## Given request
Omit all images. Write out the rest of the material exactly.

☆ ☆ ☆ ☆ ☆ ☆ ☆

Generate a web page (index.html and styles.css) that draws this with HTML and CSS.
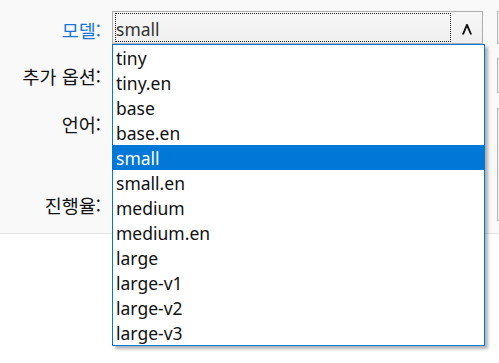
FILE: index.html
```html
<!DOCTYPE html>
<html lang="ko">
<head>
<meta charset="UTF-8">
<title>모델 선택</title>
<link rel="stylesheet" href="styles.css">
</head>
<body>

<div class="window">
  <div class="form">
    <label class="form-label active">모델:</label>
    <div class="field">
      <div class="combo">
        <span class="combo-value">small</span>
        <span class="combo-focus"></span>
        <span class="combo-arrow">
          <svg width="10" height="11" viewBox="0 0 10 11"><polyline points="0.9,10.5 5,0.9 9.1,10.5" fill="none" stroke="#111" stroke-width="1.9"/></svg>
        </span>
      </div>
      <!-- open dropdown list of the combobox -->
      <ul class="dropdown">
        <li>tiny</li>
        <li>tiny.en</li>
        <li>base</li>
        <li>base.en</li>
        <li class="selected">small</li>
        <li>small.en</li>
        <li>medium</li>
        <li>medium.en</li>
        <li>large</li>
        <li>large-v1</li>
        <li>large-v2</li>
        <li>large-v3</li>
      </ul>
    </div>
    <div class="side"></div>

    <label class="form-label">추가 옵션:</label>
    <div class="field"><div class="box"></div></div>
    <div class="side"></div>

    <label class="form-label top">언어:</label>
    <div class="field"><div class="box"></div></div>
    <div class="side tall"></div>

    <label class="form-label low">진행율:</label>
    <div class="field"><div class="box"></div></div>
  </div>
</div>

<div class="footer"></div>

</body>
</html>
```

FILE: styles.css
```css
/* --- Basic Setup --- */
html, body {
  margin: 0;
  overflow: hidden;
}

body {
  font-family: "Noto Sans", "Noto Sans CJK KR", sans-serif;
  color: #000;
  background-color: #fff;
  width: 499px;
  height: 363px;
}

/* --- Upper panel with the form --- */
.window {
  box-sizing: border-box;
  height: 234px;
  padding-top: 11px;
  background-color: #f9f9f9;
  border-bottom: 1px solid #e3e3e3;
}

.form {
  display: grid;
  grid-template-columns: 101px 371px 5px;
  grid-template-rows: 33px 35px 67px 30px;
  column-gap: 11px;
  row-gap: 14px;
}

.form-label {
  font-family: "Noto Sans CJK KR", "Noto Sans", sans-serif;
  font-size: 18.5px;
  line-height: 24px;
  text-align: right;
  align-self: center;
  color: #111;
}

.form-label.active {
  color: #1a78d4;
  padding-top: 4px;
}

.form-label.top {
  align-self: start;
  padding-top: 5px;
}

.form-label.low {
  padding-top: 4px;
}

.field {
  position: relative;
}

/* --- Combobox --- */
.combo {
  position: relative;
  box-sizing: border-box;
  height: 33px;
  border: 1px solid #adadad;
  background: linear-gradient(#f7f7f7, #efefef);
}

.combo-value {
  position: absolute;
  left: 3px;
  top: 5px;
  font-size: 17.5px;
  color: #333;
}

.combo-focus {
  position: absolute;
  left: 2px;
  top: 1px;
  right: 31px;
  bottom: 1px;
  border: 1px dotted #222;
}

.combo-arrow {
  position: absolute;
  right: 10px;
  top: 12px;
  line-height: 0;
}

/* --- Open dropdown list --- */
.dropdown {
  position: absolute;
  left: 0;
  top: 33px;
  z-index: 5;
  box-sizing: border-box;
  width: 373px;
  margin: 0;
  padding: 0;
  list-style: none;
  background-color: #fff;
  border: 1px solid #0078d7;
  box-shadow: 3px 3px 3px rgba(0, 0, 0, 0.3);
}

.dropdown li {
  height: 23px;
  padding-top: 2px;
  line-height: 23px;
  padding-left: 3px;
  font-size: 17.5px;
  color: #111;
}

.dropdown li.selected {
  background-color: #0078d7;
  color: #fff;
}

/* --- Hidden controls behind the list --- */
.box {
  height: 100%;
  background-color: #fff;
}

.side {
  margin-left: 3px;
  box-sizing: border-box;
  border: 1px solid #b5b5b5;
  border-right: none;
  background-color: #f0f0f0;
}

.side.tall {
  grid-row: span 2;
  margin-top: 1px;
  margin-bottom: -3px;
}

.footer {
  height: 129px;
}
```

☆ ☆ ☆ ☆ ☆ ☆ ☆

## Right answer
Generate a web page (index.html and styles.css) that draws this with HTML and CSS.
FILE: index.html
```html
<!DOCTYPE html>
<html lang="ko">
<head>
<meta charset="UTF-8">
<title>모델 선택</title>
<link rel="stylesheet" href="styles.css">
</head>
<body>

<div class="window">
  <div class="form">
    <label class="form-label active">모델:</label>
    <div class="field">
      <div class="combo">
        <span class="combo-value">small</span>
        <span class="combo-focus"></span>
        <span class="combo-arrow">
          <svg width="10" height="11" viewBox="0 0 10 11"><polyline points="0.9,10.5 5,0.9 9.1,10.5" fill="none" stroke="#111" stroke-width="1.9"/></svg>
        </span>
      </div>
      <!-- open dropdown list of the combobox -->
      <ul class="dropdown">
        <li>tiny</li>
        <li>tiny.en</li>
        <li>base</li>
        <li>base.en</li>
        <li class="selected">small</li>
        <li>small.en</li>
        <li>medium</li>
        <li>medium.en</li>
        <li>large</li>
        <li>large-v1</li>
        <li>large-v2</li>
        <li>large-v3</li>
      </ul>
    </div>
    <div class="side"></div>

    <label class="form-label">추가 옵션:</label>
    <div class="field"><div class="box"></div></div>
    <div class="side"></div>

    <label class="form-label top">언어:</label>
    <div class="field"><div class="box"></div></div>
    <div class="side tall"></div>

    <label class="form-label low">진행율:</label>
    <div class="field"><div class="box"></div></div>
  </div>
</div>

<div class="footer"></div>

</body>
</html>
```

FILE: styles.css
```css
/* --- Basic Setup --- */
html, body {
  margin: 0;
  overflow: hidden;
}

body {
  font-family: "Noto Sans", "Noto Sans CJK KR", sans-serif;
  color: #000;
  background-color: #fff;
  width: 499px;
  height: 363px;
}

/* --- Upper panel with the form --- */
.window {
  box-sizing: border-box;
  height: 234px;
  padding-top: 11px;
  background-color: #f9f9f9;
  border-bottom: 1px solid #e3e3e3;
}

.form {
  display: grid;
  grid-template-columns: 101px 371px 5px;
  grid-template-rows: 33px 35px 67px 30px;
  column-gap: 11px;
  row-gap: 14px;
}

.form-label {
  font-family: "Noto Sans CJK KR", "Noto Sans", sans-serif;
  font-size: 18.5px;
  line-height: 24px;
  text-align: right;
  align-self: center;
  color: #111;
}

.form-label.active {
  color: #1a78d4;
  padding-top: 4px;
}

.form-label.top {
  align-self: start;
  padding-top: 5px;
}

.form-label.low {
  padding-top: 4px;
}

.field {
  position: relative;
}

/* --- Combobox --- */
.combo {
  position: relative;
  box-sizing: border-box;
  height: 33px;
  border: 1px solid #adadad;
  background: linear-gradient(#f7f7f7, #efefef);
}

.combo-value {
  position: absolute;
  left: 3px;
  top: 5px;
  font-size: 17.5px;
  color: #333;
}

.combo-focus {
  position: absolute;
  left: 2px;
  top: 1px;
  right: 31px;
  bottom: 1px;
  border: 1px dotted #222;
}

.combo-arrow {
  position: absolute;
  right: 10px;
  top: 12px;
  line-height: 0;
}

/* --- Open dropdown list --- */
.dropdown {
  position: absolute;
  left: 0;
  top: 33px;
  z-index: 5;
  box-sizing: border-box;
  width: 373px;
  margin: 0;
  padding: 0;
  list-style: none;
  background-color: #fff;
  border: 1px solid #0078d7;
  box-shadow: 3px 3px 3px rgba(0, 0, 0, 0.3);
}

.dropdown li {
  height: 23px;
  padding-top: 2px;
  line-height: 23px;
  padding-left: 3px;
  font-size: 17.5px;
  color: #111;
}

.dropdown li.selected {
  background-color: #0078d7;
  color: #fff;
}

/* --- Hidden controls behind the list --- */
.box {
  height: 100%;
  background-color: #fff;
}

.side {
  margin-left: 3px;
  box-sizing: border-box;
  border: 1px solid #b5b5b5;
  border-right: none;
  background-color: #f0f0f0;
}

.side.tall {
  grid-row: span 2;
  margin-top: 1px;
  margin-bottom: -3px;
}

.footer {
  height: 129px;
}
```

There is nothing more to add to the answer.